If you are buying linen sheets, the thread count is lower than for cotton sheets. For silk sheets, look at the momma count, and for flannel, jersey, and microfiber sheets, look at the GSM count.
Before you look at the thread count, focus on the material you want when shopping for bed sheets. Egyptian and Pima cotton sheets are generally considered the most comfortable and best-quality sheets there are. You also need to look at the weave type as some weaves are stronger and softer than others. Then you can have a look at the thread count of the sheet.

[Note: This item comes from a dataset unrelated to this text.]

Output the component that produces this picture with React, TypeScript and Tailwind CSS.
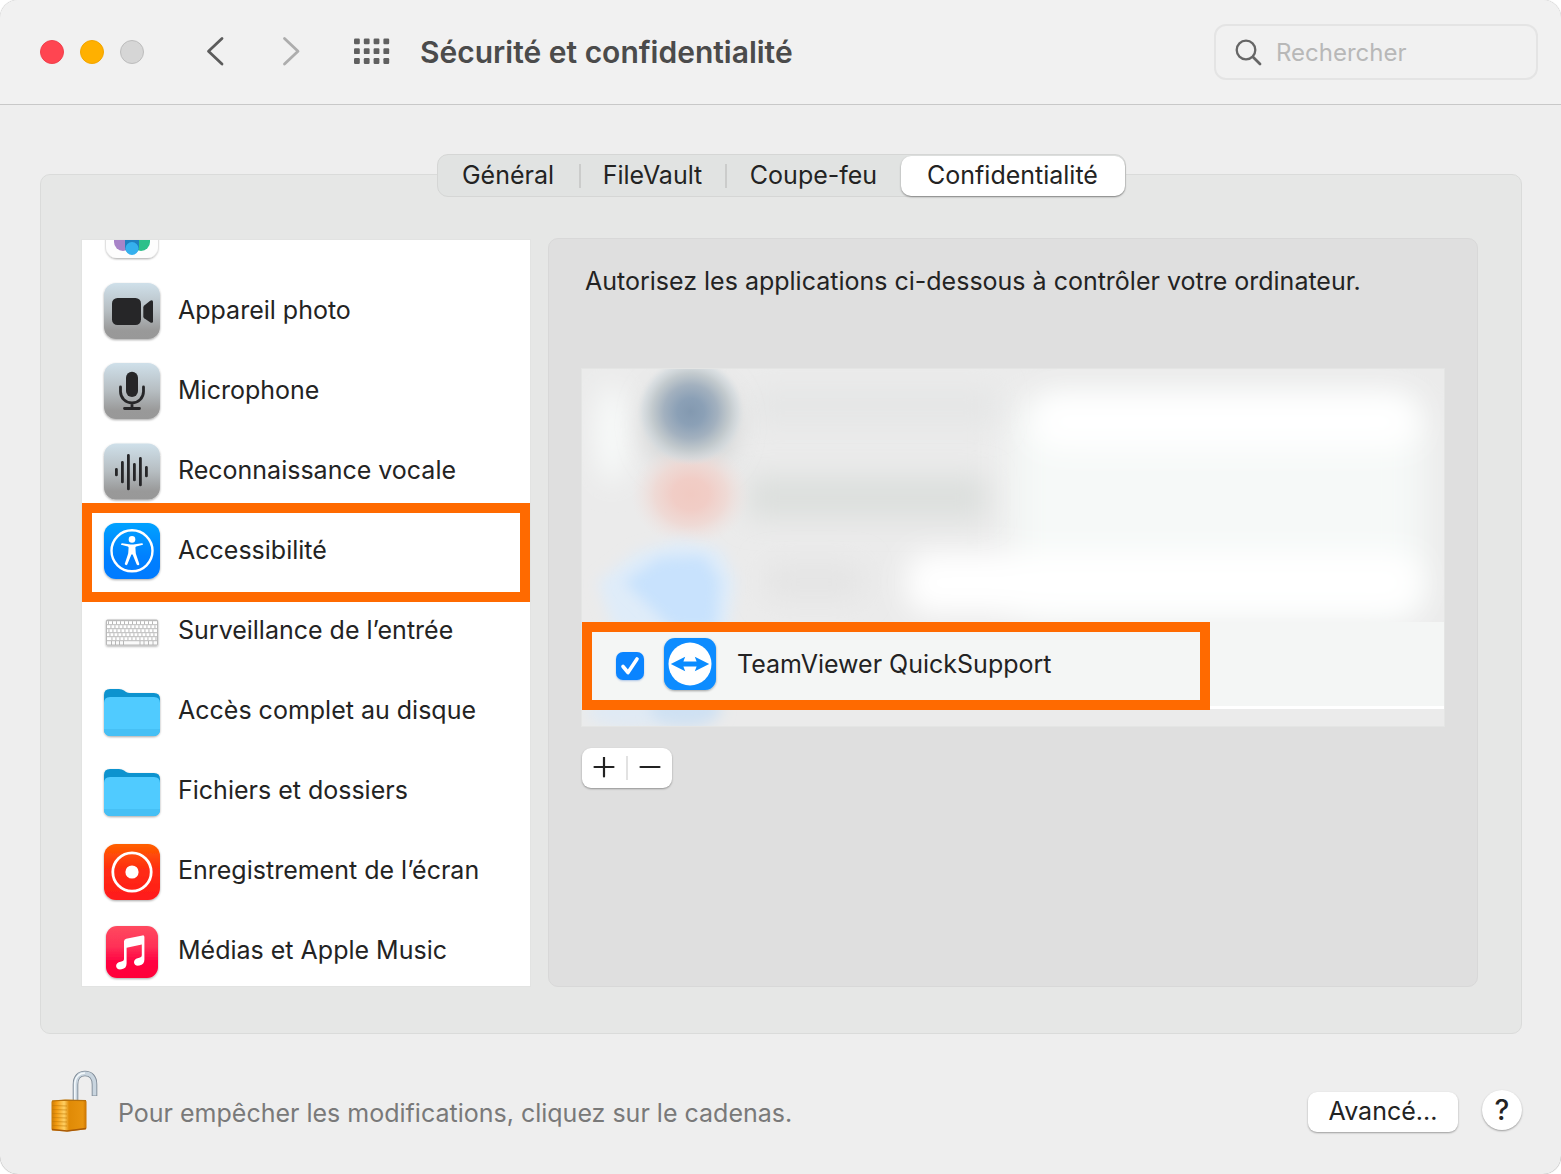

Frequently Asked Questions
The thread count is calculated by counting the number of vertical and horizontal threads in a square-inch piece of fabric. So if there were 200 vertical and 200 horizontal threads, the piece would have a thread count of 400.
However, sometimes a fabric can have strands that are woven together in, for example, two or three plies, and each ply is counted separately. This can give it a higher thread count without improving the quality.
For Egyptian cotton sheets, a thread count of 300 to 400 is generally the best. However, if you are looking for the softest Egyptian cotton sheets, those with a thread count between 300 and 360 are most likely to be the best.
You might sometimes see thread counts as high as 2,000 on bed sheets. It is best to avoid these sheets as the numbers have likely been inflated by using multiple plies of lower-quality threads to achieve a higher count.
You can use the thread count as an indicator of the softness of bed sheets. Generally, sheets that have a thread count from 200 to 400 are the best. Below two hundred and the sheets are likely to be rough, over 600 and the number is likely to be inflated using multiple plies. Use the thread count together with other qualities such as the weave and the material to determine the quality, softness, and comfort of a bed sheet.